## Work to do
Scan the data below for the string "document". Copy every line where it appears.

## Provided data
-=-=-

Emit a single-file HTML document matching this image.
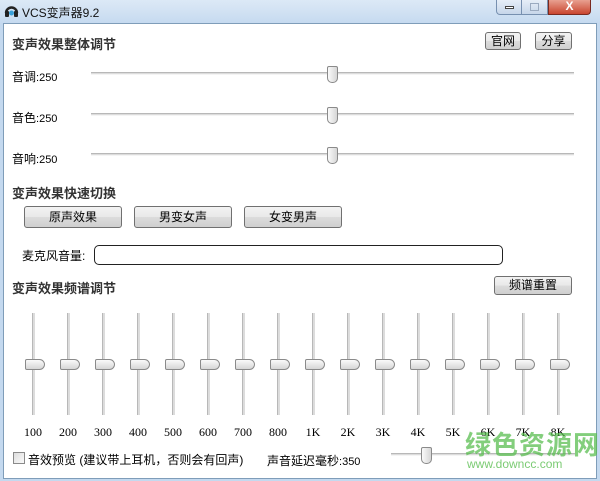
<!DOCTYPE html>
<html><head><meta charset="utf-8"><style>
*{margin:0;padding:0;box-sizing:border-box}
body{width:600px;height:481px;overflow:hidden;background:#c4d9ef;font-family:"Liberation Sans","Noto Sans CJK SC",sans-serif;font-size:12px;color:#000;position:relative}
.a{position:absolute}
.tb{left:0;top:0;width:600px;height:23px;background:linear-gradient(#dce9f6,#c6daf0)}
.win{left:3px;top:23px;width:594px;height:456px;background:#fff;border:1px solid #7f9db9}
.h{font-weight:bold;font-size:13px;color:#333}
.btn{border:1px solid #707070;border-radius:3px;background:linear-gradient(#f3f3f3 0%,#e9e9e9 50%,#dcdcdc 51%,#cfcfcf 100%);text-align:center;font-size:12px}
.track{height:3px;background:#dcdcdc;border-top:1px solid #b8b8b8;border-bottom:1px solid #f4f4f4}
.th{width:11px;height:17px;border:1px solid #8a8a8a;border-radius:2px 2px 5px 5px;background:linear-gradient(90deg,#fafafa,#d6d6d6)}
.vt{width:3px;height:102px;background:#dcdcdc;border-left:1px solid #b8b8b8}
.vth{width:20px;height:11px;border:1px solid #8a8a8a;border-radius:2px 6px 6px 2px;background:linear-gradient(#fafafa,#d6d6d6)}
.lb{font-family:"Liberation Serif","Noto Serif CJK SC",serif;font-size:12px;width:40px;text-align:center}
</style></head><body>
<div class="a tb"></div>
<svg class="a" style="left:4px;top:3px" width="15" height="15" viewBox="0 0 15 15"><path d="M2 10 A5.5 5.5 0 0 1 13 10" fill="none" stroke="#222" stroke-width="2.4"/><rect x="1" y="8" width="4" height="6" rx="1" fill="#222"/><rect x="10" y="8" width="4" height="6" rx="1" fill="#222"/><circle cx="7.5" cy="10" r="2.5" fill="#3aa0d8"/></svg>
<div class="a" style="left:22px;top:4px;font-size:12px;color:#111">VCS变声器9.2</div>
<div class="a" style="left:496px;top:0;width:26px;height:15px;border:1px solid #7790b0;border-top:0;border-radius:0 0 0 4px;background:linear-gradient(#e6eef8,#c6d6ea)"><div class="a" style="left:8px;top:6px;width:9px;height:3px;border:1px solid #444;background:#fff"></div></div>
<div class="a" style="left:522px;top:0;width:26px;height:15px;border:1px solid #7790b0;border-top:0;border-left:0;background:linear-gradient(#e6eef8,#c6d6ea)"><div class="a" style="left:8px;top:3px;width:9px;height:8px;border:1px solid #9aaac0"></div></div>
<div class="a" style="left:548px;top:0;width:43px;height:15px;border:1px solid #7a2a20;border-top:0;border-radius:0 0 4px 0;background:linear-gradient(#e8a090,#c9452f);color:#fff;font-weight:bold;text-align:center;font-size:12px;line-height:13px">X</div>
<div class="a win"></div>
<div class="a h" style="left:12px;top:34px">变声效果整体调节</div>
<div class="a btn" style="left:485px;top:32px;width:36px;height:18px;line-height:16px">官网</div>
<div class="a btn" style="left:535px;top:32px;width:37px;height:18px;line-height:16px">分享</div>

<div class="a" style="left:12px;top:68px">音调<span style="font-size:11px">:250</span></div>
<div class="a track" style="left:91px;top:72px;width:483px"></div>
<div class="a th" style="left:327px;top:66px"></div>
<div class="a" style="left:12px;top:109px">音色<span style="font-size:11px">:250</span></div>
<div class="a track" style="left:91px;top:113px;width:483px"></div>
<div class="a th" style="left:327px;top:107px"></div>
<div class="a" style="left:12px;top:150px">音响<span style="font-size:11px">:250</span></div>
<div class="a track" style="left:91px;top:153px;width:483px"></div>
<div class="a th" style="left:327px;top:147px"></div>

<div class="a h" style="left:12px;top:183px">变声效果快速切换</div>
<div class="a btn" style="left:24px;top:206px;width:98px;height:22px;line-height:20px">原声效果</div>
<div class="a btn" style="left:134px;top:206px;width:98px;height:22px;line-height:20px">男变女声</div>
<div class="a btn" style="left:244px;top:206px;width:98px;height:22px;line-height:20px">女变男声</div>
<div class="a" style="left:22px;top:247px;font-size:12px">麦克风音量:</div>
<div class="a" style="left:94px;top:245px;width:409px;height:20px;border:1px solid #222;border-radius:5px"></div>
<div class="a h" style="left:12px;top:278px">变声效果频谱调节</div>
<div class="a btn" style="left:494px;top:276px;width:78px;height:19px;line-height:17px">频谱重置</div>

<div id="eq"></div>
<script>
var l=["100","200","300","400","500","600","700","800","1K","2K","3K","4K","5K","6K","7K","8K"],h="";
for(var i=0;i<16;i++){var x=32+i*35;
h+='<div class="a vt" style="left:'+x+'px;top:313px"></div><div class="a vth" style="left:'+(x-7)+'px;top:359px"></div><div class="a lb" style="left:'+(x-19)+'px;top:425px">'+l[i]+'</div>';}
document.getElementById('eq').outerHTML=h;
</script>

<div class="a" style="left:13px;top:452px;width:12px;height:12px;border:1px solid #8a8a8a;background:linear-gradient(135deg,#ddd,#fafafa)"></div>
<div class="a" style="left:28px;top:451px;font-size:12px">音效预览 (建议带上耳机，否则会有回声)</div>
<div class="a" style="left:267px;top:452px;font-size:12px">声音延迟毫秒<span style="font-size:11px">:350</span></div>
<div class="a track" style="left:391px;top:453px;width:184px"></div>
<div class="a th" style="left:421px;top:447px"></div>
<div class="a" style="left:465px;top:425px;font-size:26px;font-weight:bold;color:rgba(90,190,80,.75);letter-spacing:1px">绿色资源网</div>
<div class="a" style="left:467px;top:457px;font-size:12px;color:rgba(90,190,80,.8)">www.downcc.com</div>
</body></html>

-=-=-

## Completed exercise
Emit a single-file HTML document matching this image.
document.getElementById('eq').outerHTML=h;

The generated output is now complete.